Quote verbatim the span of lines that begins the listing below and closes with the line containing "border-[#0c0c0c] px-px pt-[2px]".

** start DATA SEGMENT **

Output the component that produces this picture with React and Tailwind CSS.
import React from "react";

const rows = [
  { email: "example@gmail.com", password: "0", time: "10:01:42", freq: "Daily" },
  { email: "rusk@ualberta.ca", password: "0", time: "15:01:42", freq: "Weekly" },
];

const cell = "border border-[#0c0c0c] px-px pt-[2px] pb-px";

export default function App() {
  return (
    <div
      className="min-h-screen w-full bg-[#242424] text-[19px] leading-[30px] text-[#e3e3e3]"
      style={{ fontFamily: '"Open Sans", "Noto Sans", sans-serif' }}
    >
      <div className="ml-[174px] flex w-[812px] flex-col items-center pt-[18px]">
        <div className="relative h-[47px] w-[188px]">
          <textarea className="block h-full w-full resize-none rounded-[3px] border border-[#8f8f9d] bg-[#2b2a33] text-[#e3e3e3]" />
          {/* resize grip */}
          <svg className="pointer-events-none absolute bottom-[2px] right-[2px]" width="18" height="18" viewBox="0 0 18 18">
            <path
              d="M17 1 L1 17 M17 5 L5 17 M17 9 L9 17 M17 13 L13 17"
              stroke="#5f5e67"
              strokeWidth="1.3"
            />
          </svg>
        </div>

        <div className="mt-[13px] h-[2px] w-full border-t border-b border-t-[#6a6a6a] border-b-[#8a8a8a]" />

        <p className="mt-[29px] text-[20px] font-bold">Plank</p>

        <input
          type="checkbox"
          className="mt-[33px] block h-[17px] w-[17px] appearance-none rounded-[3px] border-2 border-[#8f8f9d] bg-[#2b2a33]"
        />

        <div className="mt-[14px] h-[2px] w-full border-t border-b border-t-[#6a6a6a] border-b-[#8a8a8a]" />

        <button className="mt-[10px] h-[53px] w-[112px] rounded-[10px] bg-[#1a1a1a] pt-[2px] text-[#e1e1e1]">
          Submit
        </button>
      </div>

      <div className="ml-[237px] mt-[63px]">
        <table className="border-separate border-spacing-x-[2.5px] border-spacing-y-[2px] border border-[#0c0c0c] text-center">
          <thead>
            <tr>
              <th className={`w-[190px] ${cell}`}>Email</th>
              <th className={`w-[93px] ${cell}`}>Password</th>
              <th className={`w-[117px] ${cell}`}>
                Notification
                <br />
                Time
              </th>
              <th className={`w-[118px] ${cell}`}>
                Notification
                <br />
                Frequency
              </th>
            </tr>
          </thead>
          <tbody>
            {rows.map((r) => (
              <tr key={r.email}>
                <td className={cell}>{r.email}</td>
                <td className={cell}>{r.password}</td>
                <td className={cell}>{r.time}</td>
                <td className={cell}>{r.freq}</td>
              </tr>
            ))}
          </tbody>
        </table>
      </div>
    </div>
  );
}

** end DATA SEGMENT **

EXPECTED ANSWER
Output the component that produces this picture with React and Tailwind CSS.
import React from "react";

const rows = [
  { email: "example@gmail.com", password: "0", time: "10:01:42", freq: "Daily" },
  { email: "rusk@ualberta.ca", password: "0", time: "15:01:42", freq: "Weekly" },
];

const cell = "border border-[#0c0c0c] px-px pt-[2px] pb-px";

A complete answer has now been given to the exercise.